Cham-Cambodian military officer

Les Kosem (កូសេម ឡេស /km/), also known by the nom de guerre "Po Nagar", was a Cambodian-Cham military officer and a prominent figure in the Second Indochina War and the Cambodian Civil War.

==Early career==
Kosem, an airborne colonel, was the most senior Cham officer in the Royal Cambodian Army (ARK). During the later 1950s, he had been responsible for setting up the FLC (Front de Libération du Champa) which is an organisation seeking greater autonomy for the Chams. In 1964, acting on the advice of a French 'handler', Kosem made overtures to the leadership of BAJARAKA, a group seeking independence for the Degar people of the Vietnamese Central Highlands. Kosem was thought to have been acting as a double agent, working for both the Cambodian secret service and the French SDECE. The link between the FLC, BAJARAKA, and the Khmer Krom "White Scarves" separatist movement was to result in the creation of the guerrilla movement FULRO.
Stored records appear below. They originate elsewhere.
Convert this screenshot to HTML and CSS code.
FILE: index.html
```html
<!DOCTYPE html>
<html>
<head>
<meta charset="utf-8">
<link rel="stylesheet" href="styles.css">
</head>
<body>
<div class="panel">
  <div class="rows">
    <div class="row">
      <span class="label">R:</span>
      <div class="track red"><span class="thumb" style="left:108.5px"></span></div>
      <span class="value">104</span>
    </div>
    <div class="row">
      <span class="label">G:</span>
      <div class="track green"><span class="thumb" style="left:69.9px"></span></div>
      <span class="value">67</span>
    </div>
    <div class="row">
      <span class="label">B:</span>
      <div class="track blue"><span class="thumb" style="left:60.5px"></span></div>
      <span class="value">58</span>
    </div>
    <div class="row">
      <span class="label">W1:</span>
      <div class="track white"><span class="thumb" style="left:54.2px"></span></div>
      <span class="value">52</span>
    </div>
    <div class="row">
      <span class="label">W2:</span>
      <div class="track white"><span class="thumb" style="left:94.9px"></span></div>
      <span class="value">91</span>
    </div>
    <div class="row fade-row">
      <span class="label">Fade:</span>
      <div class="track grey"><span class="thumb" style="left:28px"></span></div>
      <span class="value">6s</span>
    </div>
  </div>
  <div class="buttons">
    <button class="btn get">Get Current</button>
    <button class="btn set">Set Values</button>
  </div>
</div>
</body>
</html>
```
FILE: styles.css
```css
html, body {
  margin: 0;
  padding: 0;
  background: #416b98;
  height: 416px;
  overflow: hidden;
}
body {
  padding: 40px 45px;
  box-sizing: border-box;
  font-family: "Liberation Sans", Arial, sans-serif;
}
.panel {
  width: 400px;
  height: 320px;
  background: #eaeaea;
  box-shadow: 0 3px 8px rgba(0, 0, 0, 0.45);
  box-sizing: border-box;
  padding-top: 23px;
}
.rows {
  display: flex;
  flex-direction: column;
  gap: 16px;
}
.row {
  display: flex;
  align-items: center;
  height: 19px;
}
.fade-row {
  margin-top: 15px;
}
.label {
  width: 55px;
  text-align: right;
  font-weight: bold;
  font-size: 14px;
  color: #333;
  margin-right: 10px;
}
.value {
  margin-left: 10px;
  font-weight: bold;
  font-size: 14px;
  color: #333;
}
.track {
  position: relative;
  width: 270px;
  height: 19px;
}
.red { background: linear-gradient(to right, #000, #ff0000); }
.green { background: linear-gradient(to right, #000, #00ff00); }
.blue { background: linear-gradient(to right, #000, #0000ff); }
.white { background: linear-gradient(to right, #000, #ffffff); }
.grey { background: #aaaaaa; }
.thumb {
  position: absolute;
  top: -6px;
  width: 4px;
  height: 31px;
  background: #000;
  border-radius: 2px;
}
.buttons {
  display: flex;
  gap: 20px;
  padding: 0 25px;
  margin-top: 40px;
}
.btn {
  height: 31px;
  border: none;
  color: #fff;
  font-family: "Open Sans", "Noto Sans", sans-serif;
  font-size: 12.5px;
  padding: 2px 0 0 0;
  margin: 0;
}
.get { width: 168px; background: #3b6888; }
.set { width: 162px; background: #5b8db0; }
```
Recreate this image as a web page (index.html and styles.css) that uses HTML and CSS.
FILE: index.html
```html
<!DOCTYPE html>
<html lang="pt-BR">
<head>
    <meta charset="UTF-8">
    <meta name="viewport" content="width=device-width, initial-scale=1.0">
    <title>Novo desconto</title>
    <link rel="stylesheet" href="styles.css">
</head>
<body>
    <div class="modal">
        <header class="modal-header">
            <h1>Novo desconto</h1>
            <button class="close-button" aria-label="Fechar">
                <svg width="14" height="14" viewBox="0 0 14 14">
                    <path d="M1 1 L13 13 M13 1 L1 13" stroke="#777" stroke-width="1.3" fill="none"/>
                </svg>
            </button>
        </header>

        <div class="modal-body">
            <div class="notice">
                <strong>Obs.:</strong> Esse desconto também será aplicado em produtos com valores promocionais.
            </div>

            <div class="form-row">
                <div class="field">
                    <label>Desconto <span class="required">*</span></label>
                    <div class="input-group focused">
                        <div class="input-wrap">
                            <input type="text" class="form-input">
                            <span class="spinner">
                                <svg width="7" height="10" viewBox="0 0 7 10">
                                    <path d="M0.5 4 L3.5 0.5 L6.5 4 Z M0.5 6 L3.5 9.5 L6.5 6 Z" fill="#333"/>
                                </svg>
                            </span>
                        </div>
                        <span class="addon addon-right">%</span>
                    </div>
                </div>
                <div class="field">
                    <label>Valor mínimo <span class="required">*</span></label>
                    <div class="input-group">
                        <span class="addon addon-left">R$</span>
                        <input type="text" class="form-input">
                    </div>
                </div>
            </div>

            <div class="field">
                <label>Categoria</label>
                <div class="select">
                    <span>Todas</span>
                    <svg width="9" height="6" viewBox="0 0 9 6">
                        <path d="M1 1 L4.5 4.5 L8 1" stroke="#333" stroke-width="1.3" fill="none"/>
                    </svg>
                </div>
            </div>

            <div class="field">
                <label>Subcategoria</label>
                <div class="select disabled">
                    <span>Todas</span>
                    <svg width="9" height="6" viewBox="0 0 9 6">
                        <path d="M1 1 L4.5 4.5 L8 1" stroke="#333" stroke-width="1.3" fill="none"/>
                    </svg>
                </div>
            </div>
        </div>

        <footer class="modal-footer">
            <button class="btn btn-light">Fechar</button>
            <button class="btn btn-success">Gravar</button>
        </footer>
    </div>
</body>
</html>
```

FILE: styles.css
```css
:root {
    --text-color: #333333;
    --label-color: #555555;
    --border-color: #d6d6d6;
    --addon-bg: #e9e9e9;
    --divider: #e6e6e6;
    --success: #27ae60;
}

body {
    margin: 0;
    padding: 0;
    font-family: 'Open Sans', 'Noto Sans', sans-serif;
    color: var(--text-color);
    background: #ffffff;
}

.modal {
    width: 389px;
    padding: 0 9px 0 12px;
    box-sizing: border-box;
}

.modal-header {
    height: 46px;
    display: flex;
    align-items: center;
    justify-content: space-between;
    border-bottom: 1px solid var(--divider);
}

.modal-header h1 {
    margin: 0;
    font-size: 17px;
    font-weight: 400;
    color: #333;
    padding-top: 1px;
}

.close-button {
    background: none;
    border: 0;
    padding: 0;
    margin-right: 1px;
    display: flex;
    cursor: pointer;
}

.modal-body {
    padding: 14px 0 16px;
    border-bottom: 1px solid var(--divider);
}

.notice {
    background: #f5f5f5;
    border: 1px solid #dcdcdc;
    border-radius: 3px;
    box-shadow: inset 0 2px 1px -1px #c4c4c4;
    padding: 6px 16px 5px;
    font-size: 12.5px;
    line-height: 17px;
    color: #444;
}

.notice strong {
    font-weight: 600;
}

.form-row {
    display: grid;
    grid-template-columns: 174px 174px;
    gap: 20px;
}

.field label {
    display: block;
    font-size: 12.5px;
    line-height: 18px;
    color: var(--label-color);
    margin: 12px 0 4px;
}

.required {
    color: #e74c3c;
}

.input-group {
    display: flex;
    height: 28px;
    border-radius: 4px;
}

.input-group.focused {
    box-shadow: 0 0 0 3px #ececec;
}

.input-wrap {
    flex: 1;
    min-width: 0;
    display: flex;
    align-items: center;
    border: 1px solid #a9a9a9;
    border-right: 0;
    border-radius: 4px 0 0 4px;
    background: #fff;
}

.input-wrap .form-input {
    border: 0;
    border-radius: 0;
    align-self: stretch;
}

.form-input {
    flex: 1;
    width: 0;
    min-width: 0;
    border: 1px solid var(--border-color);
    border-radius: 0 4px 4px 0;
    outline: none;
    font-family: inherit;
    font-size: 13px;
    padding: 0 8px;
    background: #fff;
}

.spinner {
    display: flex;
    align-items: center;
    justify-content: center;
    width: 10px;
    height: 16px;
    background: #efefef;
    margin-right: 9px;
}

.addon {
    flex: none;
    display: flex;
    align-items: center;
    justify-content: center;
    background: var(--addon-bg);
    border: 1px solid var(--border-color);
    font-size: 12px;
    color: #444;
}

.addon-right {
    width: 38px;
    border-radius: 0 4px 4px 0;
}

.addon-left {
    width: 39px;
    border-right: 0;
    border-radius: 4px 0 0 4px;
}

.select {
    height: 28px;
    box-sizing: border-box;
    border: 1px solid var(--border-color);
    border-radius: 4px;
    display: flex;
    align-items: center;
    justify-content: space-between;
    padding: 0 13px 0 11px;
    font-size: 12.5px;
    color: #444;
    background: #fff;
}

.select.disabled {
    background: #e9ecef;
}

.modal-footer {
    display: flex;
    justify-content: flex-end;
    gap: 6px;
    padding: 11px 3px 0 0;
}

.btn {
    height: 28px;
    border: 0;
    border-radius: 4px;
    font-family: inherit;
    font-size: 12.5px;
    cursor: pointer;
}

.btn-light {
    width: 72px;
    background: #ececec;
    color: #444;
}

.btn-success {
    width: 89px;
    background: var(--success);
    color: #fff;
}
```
In 1968, after internal disagreements within FULRO, Kosem was to surround the movement's headquarters with several battalions of the Royal Cambodian Army, and arrested its president Y Bham Enuol.

Kosem was also heavily involved in directing clandestine shipments of weapons from the port of Sihanoukville in Cambodia to the Viet Cong, in accordance with a secret arrangement between the Cambodian Head of State, Norodom Sihanouk, and the North Vietnamese.

==Cambodian Civil War==
Following the Cambodian coup of 1970, Kosem became a prominent supporter of the Khmer Republic regime of Lon Nol, and rose to the rank of Brigadier general within the Khmer National Armed Forces (FANK); he was part of the influential circle of officers around Nol's brother, Lon Non. In the first years of the civil war fought by Lon Nol's forces against the Khmer Rouge communists, Kosem's troops of the 5th Special Brigade were repeatedly engaged in the most active areas of insurgency, and gained a reputation for allegedly systematically slaughtering the inhabitants of pro-Khmer Rouge villages; the counterproductive results of this reputation led to the unit eventually being disbanded, according to some sources. Kosem became well known for his ferocity and for corruption, although was also known for his generosity. After 1974 he was appointed as a roving ambassador for the Khmer Republic.

==Exile and death==
Upon the Khmer Rouge victory in 17 April 1975, Kosem escaped from Phnom Penh and fled to exile in Malaysia. He died of natural causes a year later.